Wednesday, July 8, 2009

How Far Should We Take Paternalism?

This is a two slice toaster.

In a Wall Street Journal article, Todd Zywicki highlights an analogy made by Elizabeth Warren, a Harvard Law professor:

[C]onsumers cannot buy a toaster that has a one-in-five chance of exploding, but they can get a subprime mortgage that has a one-in-five chance of ending in foreclosure.

I see one big problem with this analogy. A toaster would explode because of shoddy manufacturing - unless, of course, you have a child who puts his toys in the toaster. It is the manufacturer's fault when the toaster explodes.

On the other hand, in almost all cases mortgages end in foreclosure because of consumers' mistakes. It is not the bank's fault that the mortgagee lost his or her job (speaking of any single bank), it's not the bank's fault the mortgagee used too many credit cards, it's not the bank's fault the home lost value, and it's not the bank's fault mortgagees bought multiple investment homes. Consumers lived on credit because government tax breaks and low interest rates gave them a strong incentive to live accordingly. A foreclosed mortgage is nothing like an exploding toaster.

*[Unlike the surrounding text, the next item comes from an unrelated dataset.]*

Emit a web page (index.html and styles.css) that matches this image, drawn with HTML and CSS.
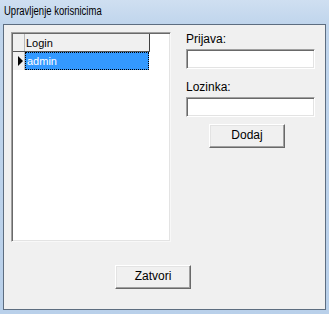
FILE: index.html
```html
<!DOCTYPE html>
<html>
<head>
<meta charset="utf-8">
<link rel="stylesheet" href="styles.css">
</head>
<body>
<div class="window">
  <div class="titlebar"><span class="title-text">Upravljenje korisnicima</span></div>
  <div class="client">
    <div class="top">
      <div class="grid">
        <div class="grid-row header">
          <div class="rowhead"></div>
          <div class="cell colhead">Login</div>
        </div>
        <div class="grid-row data">
          <div class="rowhead"><span class="arrow"></span></div>
          <div class="cell selected">admin</div>
        </div>
      </div>
      <div class="form">
        <div class="lbl">Prijava:</div>
        <div class="textbox"></div>
        <div class="lbl lbl-second">Lozinka:</div>
        <div class="textbox"></div>
        <div class="btn btn-add">Dodaj</div>
      </div>
    </div>
    <div class="bottom">
      <div class="btn btn-close">Zatvori</div>
    </div>
  </div>
</div>
</body>
</html>
```
FILE: styles.css
```css
html, body {
  margin: 0;
  padding: 0;
  background: #bcd3eb;
}
.window {
  width: 329px;
  height: 314px;
  box-sizing: border-box;
  padding: 0 3px 4px 3px;
  background: linear-gradient(#cfdff1, #c0d5ec 24px, #b9d0ea);
  font-family: "Liberation Sans", Arial, sans-serif;
  display: flex;
  flex-direction: column;
}
.titlebar {
  height: 24px;
  line-height: 23px;
  padding-left: 1px;
  font-size: 12.5px;
  color: #000;
  flex: none;
  white-space: nowrap;
}
.title-text {
  display: inline-block;
  transform: scaleX(0.76);
  transform-origin: left center;
}
.client {
  flex: 1;
  background: #f0f0f0;
  border: 1px solid #5d6d80;
  padding: 7px;
}
.top {
  display: flex;
  align-items: flex-start;
  gap: 15px;
}
.grid {
  width: 160px;
  height: 210px;
  box-sizing: border-box;
  background: #fff;
  border-top: 1px solid #a0a0a0;
  border-left: 1px solid #a0a0a0;
  border-right: 1px solid #f8f8f8;
  border-bottom: 1px solid #f8f8f8;
  box-shadow: inset 1px 1px 0 #696969, inset -1px -1px 0 #e3e3e3;
  padding: 1px 0 0 1px;
  font-size: 11px;
}
.grid-row {
  display: flex;
  width: 137px;
}
.header {
  height: 18px;
  box-sizing: border-box;
  border-bottom: 1px solid #555;
}
.rowhead {
  width: 11px;
  flex: none;
  background: #f0f0f0;
  border-right: 1px solid #b8b8b8;
  display: flex;
  align-items: center;
  justify-content: flex-end;
}
.cell {
  flex: 1;
  box-sizing: border-box;
  line-height: 16px;
  padding-left: 1px;
}
.colhead {
  background: #f0f0f0;
  border-right: 1px solid #404040;
  line-height: 18px;
}
.data {
  height: 18px;
}
.selected {
  background: #3399ff;
  color: #fff;
  border: 1px dotted #000;
  width: 124px;
  flex: none;
}
.arrow {
  width: 0;
  height: 0;
  border-top: 5px solid transparent;
  border-bottom: 5px solid transparent;
  border-left: 5px solid #000;
  margin-right: 1px;
}
.form {
  display: flex;
  flex-direction: column;
  align-items: flex-start;
  width: 129px;
}
.lbl {
  font-size: 12px;
  line-height: 14px;
  color: #000;
}
.lbl-second {
  margin-top: 11px;
}
.textbox {
  width: 129px;
  height: 20px;
  box-sizing: border-box;
  margin-top: 3px;
  background: #fff;
  border-top: 1px solid #a0a0a0;
  border-left: 1px solid #a0a0a0;
  border-right: 1px solid #fff;
  border-bottom: 1px solid #fff;
  box-shadow: inset 1px 1px 0 #696969, inset -1px -1px 0 #e3e3e3;
}
.btn {
  width: 76px;
  height: 24px;
  box-sizing: border-box;
  background: #f0f0f0;
  border-top: 1px solid #fff;
  border-left: 1px solid #fff;
  border-right: 1px solid #696969;
  border-bottom: 1px solid #696969;
  box-shadow: inset -1px -1px 0 #a0a0a0, inset 1px 1px 0 #e3e3e3;
  font-size: 12px;
  line-height: 21px;
  text-align: center;
  color: #000;
}
.btn-add {
  margin-top: 7px;
  margin-left: 23px;
}
.bottom {
  margin-top: 23px;
  padding-left: 104px;
}
```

To be fair, many mortgage brokers were disingenuous in how they presented loans. I'm thus in favor of behavioral economics-type disclosure regulations. But I don't think the government should, in this case, impede freedom of contract. As Zywicki writes:

Treating all consumers as hapless victims rather than recognizing that many consumers rationally respond to incentives is a recipe for unintended consequences. It can lead to counterproductive regulation that makes loans more expensive and harder to get.